A latere 5
O Amor
Sempre que o tédio ameaça marcar-me os dias dou recreio ao pensamento. Liberto-o de contas e de tarefas com prazo marcado e vou, com ele, até ao fim do mundo, até ao início da minha história, até ao dia em que, com uma emoção única toquei de leve uma mão que tremia rasando a minha. Por muito que viva não esquecerei este abalo que mudou para sempre a minha vida. Escrevo, como todos já perceberam, sobre o amor. “Estavas, linda Inês, posta em sossego…”,recordo, e percebo-me no seu lugar quando penso no que foi cair o amor no marasmo do meu tempo. Luís de Camões sabia como pode alguém, verde ainda de vida e de experiência, suportar uma tão abissal mudança! Aprende-se tudo rapidamente, diria. E vi o meu futuro nos teus olhos, vi a minha força nos teus medos, vi a impossibilidade de voltar à calma dos momentos sem sentido que gastei para crescer.

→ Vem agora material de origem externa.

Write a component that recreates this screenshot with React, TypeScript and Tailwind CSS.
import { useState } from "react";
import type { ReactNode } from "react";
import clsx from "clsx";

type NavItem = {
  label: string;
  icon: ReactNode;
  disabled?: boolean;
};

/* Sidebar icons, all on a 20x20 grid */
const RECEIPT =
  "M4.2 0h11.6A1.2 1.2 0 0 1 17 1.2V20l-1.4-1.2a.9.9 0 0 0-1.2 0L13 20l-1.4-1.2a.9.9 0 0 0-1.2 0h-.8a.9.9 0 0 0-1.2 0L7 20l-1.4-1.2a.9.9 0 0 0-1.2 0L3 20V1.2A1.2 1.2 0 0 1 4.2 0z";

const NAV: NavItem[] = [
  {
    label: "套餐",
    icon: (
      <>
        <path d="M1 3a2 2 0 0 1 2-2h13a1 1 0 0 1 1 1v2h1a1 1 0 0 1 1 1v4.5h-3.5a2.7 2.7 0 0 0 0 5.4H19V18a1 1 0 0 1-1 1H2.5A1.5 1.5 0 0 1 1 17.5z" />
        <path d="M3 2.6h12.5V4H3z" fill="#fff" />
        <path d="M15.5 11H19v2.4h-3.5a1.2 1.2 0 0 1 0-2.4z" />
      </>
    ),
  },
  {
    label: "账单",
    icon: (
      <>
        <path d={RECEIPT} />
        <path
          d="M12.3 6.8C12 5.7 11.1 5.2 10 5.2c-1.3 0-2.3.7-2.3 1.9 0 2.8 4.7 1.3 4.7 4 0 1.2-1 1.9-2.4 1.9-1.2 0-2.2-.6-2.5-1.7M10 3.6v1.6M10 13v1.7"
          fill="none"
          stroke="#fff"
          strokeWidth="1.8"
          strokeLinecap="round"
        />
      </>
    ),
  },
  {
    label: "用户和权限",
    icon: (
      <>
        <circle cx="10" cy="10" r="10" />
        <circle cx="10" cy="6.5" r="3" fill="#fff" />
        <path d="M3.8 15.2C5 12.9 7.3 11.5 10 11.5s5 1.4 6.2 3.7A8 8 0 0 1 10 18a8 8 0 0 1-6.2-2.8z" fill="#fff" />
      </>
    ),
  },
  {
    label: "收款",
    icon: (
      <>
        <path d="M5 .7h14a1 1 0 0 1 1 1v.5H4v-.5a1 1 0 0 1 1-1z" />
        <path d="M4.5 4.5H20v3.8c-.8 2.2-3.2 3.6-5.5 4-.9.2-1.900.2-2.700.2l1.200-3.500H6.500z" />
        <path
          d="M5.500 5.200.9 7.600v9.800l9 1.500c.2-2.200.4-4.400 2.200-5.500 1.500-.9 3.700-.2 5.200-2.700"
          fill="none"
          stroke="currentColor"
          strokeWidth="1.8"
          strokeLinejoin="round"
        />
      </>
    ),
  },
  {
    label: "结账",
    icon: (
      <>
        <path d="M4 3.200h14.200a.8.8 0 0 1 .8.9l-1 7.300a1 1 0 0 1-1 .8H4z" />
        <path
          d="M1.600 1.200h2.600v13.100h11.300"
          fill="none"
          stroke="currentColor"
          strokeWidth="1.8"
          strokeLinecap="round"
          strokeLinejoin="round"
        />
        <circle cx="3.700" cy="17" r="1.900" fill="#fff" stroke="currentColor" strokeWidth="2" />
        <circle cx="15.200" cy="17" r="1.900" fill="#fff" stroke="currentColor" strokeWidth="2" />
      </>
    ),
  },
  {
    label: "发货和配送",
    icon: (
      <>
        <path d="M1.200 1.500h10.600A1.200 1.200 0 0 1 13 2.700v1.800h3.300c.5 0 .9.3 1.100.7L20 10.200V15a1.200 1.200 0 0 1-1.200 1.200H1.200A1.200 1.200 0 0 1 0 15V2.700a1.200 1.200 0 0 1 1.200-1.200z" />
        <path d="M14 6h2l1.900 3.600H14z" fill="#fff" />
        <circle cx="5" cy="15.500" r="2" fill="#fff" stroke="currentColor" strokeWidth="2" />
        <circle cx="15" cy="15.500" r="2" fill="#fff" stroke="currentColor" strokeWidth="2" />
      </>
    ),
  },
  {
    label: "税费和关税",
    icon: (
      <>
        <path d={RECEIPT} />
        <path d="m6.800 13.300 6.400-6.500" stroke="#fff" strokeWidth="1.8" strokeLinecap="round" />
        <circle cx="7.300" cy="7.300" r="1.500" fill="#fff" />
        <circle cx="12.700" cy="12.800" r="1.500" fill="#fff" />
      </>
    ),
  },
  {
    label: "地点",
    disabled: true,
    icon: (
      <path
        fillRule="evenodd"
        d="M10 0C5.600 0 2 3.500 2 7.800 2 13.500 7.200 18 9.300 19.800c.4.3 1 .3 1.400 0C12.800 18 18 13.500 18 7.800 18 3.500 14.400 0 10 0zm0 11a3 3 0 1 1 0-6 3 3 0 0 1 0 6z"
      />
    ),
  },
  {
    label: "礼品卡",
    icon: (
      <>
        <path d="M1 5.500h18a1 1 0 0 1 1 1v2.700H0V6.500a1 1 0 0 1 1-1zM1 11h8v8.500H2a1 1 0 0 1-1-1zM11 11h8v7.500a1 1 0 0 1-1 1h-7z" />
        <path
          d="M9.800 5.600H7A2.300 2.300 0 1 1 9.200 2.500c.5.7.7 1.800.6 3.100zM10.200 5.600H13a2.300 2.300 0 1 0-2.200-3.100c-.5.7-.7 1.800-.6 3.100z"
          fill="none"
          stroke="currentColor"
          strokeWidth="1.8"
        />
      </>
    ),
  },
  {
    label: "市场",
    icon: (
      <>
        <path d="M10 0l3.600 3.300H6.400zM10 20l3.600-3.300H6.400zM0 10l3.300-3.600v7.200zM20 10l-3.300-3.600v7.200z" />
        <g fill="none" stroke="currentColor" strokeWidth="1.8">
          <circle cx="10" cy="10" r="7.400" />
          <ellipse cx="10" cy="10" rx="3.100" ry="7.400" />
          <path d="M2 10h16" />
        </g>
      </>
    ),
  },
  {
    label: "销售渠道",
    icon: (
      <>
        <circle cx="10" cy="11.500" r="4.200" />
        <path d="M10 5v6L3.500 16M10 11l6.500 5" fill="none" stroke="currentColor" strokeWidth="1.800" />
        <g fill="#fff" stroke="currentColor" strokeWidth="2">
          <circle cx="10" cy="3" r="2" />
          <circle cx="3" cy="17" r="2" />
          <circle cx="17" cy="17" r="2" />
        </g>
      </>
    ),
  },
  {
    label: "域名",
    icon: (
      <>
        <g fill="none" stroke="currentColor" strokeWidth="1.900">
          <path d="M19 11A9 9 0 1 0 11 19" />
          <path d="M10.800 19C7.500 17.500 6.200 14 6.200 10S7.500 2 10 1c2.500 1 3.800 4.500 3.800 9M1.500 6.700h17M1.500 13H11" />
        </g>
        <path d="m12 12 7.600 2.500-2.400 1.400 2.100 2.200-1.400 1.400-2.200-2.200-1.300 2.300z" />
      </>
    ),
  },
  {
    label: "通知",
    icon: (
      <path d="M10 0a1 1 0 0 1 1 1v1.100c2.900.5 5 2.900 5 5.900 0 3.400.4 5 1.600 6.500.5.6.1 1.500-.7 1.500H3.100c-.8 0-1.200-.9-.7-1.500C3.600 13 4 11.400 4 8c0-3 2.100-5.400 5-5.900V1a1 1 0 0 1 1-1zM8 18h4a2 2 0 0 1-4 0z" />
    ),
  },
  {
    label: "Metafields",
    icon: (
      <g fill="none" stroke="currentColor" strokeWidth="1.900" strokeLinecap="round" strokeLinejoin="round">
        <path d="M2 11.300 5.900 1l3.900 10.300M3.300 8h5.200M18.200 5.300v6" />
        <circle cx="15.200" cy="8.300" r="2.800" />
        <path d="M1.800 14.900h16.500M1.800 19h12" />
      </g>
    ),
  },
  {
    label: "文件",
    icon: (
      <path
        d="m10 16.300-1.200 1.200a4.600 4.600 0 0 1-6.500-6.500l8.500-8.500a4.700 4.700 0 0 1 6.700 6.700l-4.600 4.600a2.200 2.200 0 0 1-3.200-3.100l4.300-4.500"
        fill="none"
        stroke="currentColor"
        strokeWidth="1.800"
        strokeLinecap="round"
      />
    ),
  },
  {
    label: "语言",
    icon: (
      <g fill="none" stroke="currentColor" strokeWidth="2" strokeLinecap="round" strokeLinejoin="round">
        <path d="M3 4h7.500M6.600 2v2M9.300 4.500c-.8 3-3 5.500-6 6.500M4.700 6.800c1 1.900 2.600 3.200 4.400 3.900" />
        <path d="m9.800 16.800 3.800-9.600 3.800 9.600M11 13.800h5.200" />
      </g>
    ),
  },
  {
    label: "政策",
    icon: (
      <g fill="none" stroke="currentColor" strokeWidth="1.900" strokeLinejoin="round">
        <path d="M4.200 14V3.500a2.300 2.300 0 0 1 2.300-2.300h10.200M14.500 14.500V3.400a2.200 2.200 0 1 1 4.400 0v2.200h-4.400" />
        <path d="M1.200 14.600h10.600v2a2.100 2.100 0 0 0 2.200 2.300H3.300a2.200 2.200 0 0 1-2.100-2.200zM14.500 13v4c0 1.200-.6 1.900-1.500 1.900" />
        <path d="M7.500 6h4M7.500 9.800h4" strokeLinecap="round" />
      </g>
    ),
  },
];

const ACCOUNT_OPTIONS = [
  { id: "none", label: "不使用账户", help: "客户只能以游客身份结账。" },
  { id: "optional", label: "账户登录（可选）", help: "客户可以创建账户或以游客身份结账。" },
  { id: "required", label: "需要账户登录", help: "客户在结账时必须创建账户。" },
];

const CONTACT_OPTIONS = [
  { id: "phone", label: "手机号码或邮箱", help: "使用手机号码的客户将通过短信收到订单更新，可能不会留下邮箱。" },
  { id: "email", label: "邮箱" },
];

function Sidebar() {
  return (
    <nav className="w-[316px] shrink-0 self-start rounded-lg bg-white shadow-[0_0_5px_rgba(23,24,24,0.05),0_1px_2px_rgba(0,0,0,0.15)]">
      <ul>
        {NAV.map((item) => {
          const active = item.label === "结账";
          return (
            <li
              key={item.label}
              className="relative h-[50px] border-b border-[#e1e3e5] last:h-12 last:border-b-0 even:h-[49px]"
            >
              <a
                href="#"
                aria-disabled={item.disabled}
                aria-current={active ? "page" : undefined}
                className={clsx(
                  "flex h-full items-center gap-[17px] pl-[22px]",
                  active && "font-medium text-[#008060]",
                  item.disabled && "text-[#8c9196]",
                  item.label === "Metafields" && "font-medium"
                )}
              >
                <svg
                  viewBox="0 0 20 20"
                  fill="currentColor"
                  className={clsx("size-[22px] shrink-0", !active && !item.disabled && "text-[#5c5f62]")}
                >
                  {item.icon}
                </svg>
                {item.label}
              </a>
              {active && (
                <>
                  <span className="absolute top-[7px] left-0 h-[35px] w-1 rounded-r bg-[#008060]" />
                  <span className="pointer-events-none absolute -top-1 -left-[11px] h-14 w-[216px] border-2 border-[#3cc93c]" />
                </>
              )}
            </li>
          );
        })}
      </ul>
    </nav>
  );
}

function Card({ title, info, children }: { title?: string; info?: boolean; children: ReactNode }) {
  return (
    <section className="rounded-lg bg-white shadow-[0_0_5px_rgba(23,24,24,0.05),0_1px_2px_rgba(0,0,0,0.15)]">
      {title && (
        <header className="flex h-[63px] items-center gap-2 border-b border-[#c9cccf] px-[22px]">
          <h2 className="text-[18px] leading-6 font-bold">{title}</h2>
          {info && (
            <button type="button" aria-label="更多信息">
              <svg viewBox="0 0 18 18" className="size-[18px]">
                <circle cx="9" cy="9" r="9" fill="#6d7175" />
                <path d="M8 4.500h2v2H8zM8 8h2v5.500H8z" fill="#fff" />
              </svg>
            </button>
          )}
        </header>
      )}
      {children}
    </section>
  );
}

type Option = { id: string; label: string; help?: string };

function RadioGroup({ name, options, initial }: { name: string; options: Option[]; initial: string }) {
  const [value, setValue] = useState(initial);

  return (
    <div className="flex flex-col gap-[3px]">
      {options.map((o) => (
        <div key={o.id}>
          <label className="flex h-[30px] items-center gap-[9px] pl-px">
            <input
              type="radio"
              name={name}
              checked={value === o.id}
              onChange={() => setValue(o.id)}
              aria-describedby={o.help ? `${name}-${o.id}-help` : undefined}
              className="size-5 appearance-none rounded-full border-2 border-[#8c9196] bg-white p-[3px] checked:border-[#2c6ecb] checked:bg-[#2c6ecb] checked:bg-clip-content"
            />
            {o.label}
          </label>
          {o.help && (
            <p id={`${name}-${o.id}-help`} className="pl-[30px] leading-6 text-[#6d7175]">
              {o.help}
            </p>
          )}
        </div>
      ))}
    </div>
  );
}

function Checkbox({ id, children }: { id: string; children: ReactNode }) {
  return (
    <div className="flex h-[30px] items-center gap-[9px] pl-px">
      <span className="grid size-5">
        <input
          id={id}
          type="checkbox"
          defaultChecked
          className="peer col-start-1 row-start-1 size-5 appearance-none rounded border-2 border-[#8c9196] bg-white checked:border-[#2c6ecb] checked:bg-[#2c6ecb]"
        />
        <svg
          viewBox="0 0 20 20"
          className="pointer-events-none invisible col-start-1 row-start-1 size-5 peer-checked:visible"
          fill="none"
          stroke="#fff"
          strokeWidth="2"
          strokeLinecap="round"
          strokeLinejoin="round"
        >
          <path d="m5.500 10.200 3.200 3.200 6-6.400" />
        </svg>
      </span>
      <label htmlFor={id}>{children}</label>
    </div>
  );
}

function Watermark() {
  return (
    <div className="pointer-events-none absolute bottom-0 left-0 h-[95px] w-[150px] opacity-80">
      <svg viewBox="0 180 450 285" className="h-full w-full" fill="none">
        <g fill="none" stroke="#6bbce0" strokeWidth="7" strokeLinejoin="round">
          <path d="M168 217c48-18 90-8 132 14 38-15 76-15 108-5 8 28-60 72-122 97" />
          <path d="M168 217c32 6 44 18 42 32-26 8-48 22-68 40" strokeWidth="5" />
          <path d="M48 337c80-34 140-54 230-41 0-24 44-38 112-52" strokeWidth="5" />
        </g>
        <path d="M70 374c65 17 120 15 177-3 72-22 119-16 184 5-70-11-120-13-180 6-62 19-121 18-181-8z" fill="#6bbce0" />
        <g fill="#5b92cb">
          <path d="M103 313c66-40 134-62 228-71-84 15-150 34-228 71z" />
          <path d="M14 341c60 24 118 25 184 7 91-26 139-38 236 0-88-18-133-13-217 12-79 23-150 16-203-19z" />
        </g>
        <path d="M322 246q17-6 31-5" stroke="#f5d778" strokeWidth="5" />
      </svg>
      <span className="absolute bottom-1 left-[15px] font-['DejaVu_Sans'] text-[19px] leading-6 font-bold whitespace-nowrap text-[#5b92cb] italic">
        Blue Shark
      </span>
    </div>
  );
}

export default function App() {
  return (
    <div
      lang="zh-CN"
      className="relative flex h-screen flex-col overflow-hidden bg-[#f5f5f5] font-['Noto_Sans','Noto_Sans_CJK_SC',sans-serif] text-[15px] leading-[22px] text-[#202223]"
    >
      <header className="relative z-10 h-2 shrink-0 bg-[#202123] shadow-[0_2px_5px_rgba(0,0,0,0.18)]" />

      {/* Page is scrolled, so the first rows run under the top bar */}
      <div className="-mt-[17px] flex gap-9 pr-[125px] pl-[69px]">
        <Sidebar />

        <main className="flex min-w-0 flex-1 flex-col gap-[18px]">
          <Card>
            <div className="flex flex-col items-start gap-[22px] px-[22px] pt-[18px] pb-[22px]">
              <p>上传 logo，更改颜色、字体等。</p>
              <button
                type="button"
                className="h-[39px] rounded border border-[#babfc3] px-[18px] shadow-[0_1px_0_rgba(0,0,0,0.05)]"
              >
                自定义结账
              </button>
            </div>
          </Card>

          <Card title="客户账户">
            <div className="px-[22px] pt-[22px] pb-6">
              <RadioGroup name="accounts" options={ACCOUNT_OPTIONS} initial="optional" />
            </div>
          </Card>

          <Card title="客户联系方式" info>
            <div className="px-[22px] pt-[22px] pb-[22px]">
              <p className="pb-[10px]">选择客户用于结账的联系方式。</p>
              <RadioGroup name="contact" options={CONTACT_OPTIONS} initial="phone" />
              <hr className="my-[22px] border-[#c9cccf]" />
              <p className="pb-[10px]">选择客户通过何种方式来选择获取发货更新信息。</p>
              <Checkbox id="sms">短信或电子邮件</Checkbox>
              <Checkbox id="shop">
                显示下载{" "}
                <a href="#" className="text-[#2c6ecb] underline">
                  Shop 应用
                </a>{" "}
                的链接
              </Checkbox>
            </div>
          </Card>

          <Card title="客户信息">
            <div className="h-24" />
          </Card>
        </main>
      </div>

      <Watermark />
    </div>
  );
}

A seguir, muitas vezes ao imaginar-te, trotava o meu coração e empolgava-se o sexo no espartilho da ganga justa, ao gosto dos idos anos sessenta. Perdi-te. Perdi também a inocência e sei que todas as demais histórias seriam a repetição da nossa em outros corpos. “Não chores porque acabou, sorri porque aconteceu”, recomendou-me Gabriel García Marquez, mas era tarde para recuperar-me com a voz de John Lennon, os versos de Neruda ou a poesia de Fernando Pessoa. Fiquei preso desde então e adoraria poder dizer-te, como Óscar Wilde: “ Se não te atrasares muito, espero-te a vida toda”.